POSIX does some dumb things. Ever hear of the gets() function?
Also, in most cases the LSB is a superset of POSIX, but the contradictions are _minor_. Not show-stoppers.. not enough to require significant application rewrites when porting to Linux. So what if O_LARGEFILE is set most of the time? This is actually a good thing because most of the time it causes no problems. Even if you are checking the fd flags O_LARGEFILE being set isn't a problem as long as you check the flags in the _right_ way, that is logical AND'ing them with the flag you want to check for. The only time this contradiction causes a problem is if you are breing stupid and expecting the flags to be explicitly equal to some magic number you were expecting. Sure that is not exactly to spec, but for 99.9% of the apps out there it doesn't break compatibility, and if it does it's a one-line fix. However the benefint of fcntl() acting this way is clear -- most apps on linux have no problems with 64-bit file-sizes which are more and more common these days!

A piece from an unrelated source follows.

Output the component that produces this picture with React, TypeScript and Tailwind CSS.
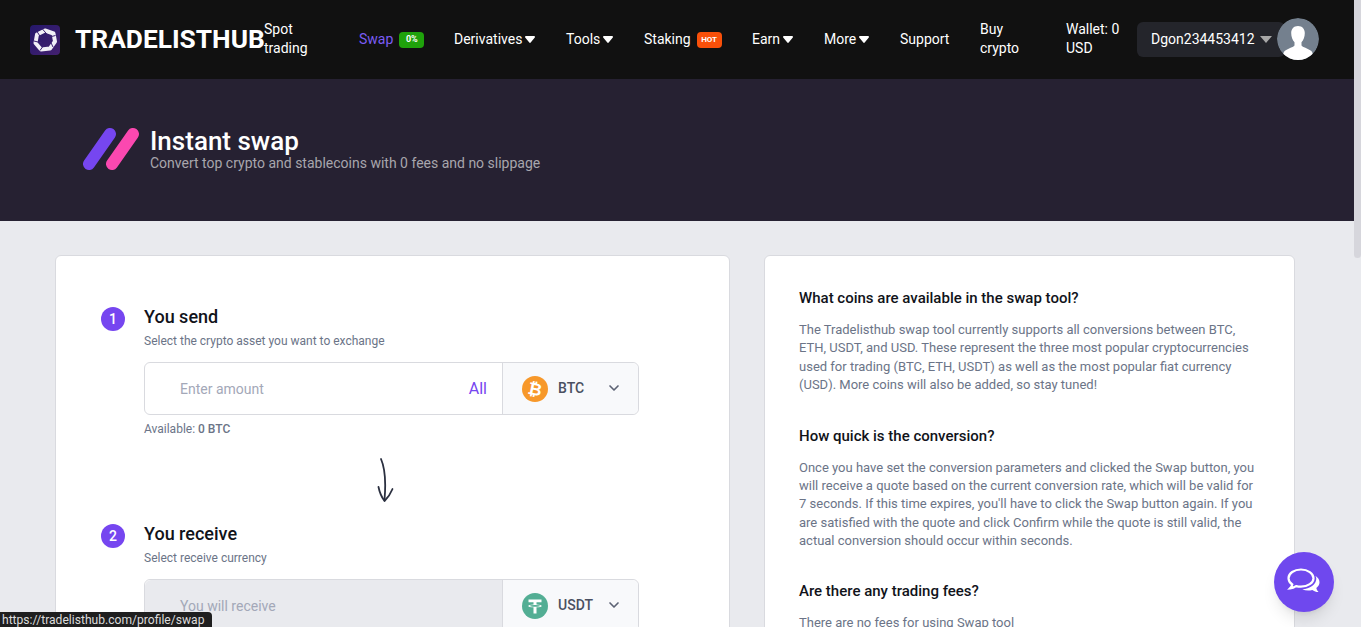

If you want POSIX compatibility under Windows you are better of using Cygwin or - at the shell level - the native ports of GNU utilities to Win32. Add to the mix my Outwit tools for Windows interoperability and you are set.
Diomidis Spinellis - Code Reading: The Open Source Perspective
#include "/dev/tty"
2002, great, too bad it wasn't available in 1991.
From: torvalds@klaava.Helsinki.FI (Linus Benedict Torvalds)
Newsgroups: comp.os.minix
Subject: Gcc-1.40 and a posix-question
Message-ID:
Date: 3 Jul 91 10:00:50 GMT
Hello netlanders,
Due to a project I'm working on (in minix), I'm interested in the posix standard definition. Could somebody please point me to a (preferably) machine-readable format of the latest posix rules? Ftp-sites would be nice.
A month later, Linus posted:
As to POSIX, I'd be delighted to have it, but POSIX wants money for their papers, so that's not currently an option.
This June 1999 article is good: The Past and Future of Linux Standards
Also, this Dec 2000 interview with Linus touches on Linux and POSIX/LSB standards.
To sum it all up: POSIX is good, LSB is good, let's work together towards world peace.